## Problem to solve
Copy each line holding the string "components".

## Dataset content
+===+

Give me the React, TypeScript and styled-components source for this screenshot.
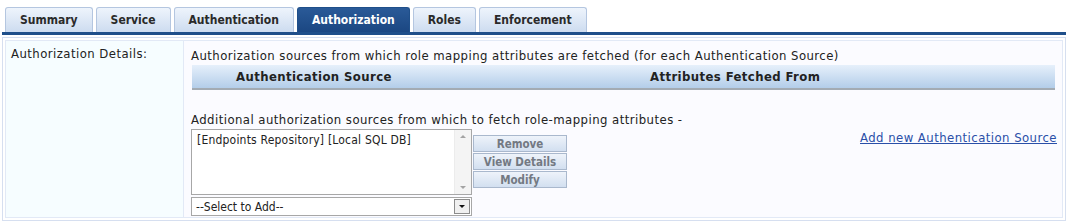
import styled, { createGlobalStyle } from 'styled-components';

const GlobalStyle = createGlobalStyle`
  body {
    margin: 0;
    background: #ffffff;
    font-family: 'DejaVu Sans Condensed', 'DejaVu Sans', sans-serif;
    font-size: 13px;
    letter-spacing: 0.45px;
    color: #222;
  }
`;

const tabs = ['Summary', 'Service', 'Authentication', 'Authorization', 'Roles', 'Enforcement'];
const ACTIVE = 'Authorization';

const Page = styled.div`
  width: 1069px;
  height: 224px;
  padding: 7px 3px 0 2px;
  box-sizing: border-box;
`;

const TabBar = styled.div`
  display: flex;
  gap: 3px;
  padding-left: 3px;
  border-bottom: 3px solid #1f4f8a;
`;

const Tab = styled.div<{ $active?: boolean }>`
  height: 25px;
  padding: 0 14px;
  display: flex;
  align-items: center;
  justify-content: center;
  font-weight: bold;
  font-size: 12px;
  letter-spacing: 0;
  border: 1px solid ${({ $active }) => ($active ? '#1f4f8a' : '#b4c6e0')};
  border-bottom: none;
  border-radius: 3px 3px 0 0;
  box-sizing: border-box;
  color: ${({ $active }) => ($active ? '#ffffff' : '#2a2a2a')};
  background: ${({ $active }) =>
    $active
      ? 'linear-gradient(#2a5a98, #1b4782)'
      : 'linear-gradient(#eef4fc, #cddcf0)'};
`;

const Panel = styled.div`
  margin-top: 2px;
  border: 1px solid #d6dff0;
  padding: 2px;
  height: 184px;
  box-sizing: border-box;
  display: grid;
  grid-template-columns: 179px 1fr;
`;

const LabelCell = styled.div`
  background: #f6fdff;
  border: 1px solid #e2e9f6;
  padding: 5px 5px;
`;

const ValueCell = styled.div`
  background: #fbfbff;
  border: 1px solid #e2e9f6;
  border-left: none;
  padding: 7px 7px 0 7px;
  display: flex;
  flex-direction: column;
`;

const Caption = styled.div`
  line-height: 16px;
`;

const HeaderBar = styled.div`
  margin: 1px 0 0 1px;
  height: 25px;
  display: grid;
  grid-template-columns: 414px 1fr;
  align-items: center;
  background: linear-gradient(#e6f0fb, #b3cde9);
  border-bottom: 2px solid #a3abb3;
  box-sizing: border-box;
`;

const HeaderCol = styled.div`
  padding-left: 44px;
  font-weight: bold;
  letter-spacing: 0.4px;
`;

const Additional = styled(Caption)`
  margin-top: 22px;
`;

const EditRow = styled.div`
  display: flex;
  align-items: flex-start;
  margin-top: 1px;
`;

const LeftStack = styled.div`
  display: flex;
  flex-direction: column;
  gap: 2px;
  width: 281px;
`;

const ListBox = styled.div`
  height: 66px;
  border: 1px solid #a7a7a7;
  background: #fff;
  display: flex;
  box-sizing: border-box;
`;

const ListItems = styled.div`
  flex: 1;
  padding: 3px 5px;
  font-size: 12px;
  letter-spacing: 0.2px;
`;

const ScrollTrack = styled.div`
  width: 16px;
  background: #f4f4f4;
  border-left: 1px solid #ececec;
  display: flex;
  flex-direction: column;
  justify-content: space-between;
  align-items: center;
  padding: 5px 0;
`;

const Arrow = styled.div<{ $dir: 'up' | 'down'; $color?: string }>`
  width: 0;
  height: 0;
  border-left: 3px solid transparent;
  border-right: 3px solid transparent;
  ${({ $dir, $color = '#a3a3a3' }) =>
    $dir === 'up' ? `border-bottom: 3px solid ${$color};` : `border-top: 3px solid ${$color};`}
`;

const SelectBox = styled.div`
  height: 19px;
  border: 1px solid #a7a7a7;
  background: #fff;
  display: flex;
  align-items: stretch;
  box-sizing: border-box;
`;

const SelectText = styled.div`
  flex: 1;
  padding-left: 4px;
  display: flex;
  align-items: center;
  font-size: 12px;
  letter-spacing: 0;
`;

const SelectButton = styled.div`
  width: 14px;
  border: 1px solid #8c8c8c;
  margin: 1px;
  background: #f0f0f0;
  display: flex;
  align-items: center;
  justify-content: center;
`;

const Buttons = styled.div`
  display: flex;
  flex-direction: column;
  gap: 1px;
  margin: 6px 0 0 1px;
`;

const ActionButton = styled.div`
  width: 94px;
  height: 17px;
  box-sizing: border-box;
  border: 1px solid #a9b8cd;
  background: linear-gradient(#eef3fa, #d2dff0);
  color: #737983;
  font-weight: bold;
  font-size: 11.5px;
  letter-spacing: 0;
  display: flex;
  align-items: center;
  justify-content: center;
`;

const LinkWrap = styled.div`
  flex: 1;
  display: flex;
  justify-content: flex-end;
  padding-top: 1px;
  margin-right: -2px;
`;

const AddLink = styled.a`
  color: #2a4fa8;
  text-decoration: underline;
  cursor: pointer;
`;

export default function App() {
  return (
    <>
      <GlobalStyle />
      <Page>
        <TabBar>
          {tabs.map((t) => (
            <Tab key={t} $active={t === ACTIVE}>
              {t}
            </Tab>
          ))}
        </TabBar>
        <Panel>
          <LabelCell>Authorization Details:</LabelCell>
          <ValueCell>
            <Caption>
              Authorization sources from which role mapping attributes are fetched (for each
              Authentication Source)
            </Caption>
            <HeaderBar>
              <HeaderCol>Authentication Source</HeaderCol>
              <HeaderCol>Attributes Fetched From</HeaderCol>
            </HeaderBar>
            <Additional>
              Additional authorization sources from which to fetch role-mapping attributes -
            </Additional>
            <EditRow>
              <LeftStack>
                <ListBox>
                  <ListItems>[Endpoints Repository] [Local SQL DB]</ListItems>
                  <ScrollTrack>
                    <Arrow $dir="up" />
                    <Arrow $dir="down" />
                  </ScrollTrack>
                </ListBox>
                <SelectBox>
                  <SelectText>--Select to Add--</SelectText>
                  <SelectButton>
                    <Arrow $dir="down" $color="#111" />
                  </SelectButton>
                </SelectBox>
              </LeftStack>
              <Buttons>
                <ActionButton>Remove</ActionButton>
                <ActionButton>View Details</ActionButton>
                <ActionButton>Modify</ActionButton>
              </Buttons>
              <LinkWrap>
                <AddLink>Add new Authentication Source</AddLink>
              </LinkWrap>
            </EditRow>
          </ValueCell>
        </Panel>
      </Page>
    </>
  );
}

+===+

## Answer to this problem
Give me the React, TypeScript and styled-components source for this screenshot.
import styled, { createGlobalStyle } from 'styled-components';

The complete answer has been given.